Exercise instructions:
Exactly retype the lines of the material from its first line to the line with "py-[6px] border rounded", including both.

◆ ◆ ◆ ◆

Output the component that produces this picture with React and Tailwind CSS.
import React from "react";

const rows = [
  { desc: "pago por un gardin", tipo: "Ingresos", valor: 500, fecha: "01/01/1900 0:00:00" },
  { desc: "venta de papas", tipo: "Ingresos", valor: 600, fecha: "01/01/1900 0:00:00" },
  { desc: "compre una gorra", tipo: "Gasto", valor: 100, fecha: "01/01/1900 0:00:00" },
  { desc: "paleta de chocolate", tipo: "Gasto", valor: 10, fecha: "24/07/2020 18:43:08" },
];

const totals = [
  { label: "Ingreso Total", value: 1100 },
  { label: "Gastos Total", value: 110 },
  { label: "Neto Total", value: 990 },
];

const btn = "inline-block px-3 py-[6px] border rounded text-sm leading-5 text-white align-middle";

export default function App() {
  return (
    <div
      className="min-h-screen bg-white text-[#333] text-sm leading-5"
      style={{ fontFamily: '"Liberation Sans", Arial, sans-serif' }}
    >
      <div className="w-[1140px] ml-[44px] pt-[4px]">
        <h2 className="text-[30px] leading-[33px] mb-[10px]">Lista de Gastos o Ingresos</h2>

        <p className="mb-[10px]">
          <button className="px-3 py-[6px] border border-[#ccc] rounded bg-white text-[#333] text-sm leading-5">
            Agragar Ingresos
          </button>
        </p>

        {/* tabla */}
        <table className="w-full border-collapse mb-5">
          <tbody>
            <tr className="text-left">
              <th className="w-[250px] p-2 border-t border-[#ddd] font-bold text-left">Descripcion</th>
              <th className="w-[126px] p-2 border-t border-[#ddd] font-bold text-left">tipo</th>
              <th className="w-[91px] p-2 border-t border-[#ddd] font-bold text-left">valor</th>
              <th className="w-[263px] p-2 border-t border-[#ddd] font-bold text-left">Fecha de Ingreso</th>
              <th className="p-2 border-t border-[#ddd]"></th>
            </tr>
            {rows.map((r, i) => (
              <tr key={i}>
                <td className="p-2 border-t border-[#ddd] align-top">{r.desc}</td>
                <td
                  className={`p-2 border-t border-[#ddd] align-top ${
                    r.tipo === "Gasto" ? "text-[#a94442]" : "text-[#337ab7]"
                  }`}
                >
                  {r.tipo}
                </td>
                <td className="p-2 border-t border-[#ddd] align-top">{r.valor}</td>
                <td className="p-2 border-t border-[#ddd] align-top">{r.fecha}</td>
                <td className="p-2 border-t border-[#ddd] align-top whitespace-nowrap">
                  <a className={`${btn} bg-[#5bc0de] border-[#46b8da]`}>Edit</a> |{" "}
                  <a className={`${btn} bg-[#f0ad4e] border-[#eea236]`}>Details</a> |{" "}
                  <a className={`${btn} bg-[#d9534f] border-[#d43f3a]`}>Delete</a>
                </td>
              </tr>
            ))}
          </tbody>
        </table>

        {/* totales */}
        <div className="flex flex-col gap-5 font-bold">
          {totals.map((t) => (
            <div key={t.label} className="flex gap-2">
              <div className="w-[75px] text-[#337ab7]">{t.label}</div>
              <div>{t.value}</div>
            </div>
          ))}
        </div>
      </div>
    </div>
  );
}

◆ ◆ ◆ ◆

Full output:
Output the component that produces this picture with React and Tailwind CSS.
import React from "react";

const rows = [
  { desc: "pago por un gardin", tipo: "Ingresos", valor: 500, fecha: "01/01/1900 0:00:00" },
  { desc: "venta de papas", tipo: "Ingresos", valor: 600, fecha: "01/01/1900 0:00:00" },
  { desc: "compre una gorra", tipo: "Gasto", valor: 100, fecha: "01/01/1900 0:00:00" },
  { desc: "paleta de chocolate", tipo: "Gasto", valor: 10, fecha: "24/07/2020 18:43:08" },
];

const totals = [
  { label: "Ingreso Total", value: 1100 },
  { label: "Gastos Total", value: 110 },
  { label: "Neto Total", value: 990 },
];

const btn = "inline-block px-3 py-[6px] border rounded text-sm leading-5 text-white align-middle";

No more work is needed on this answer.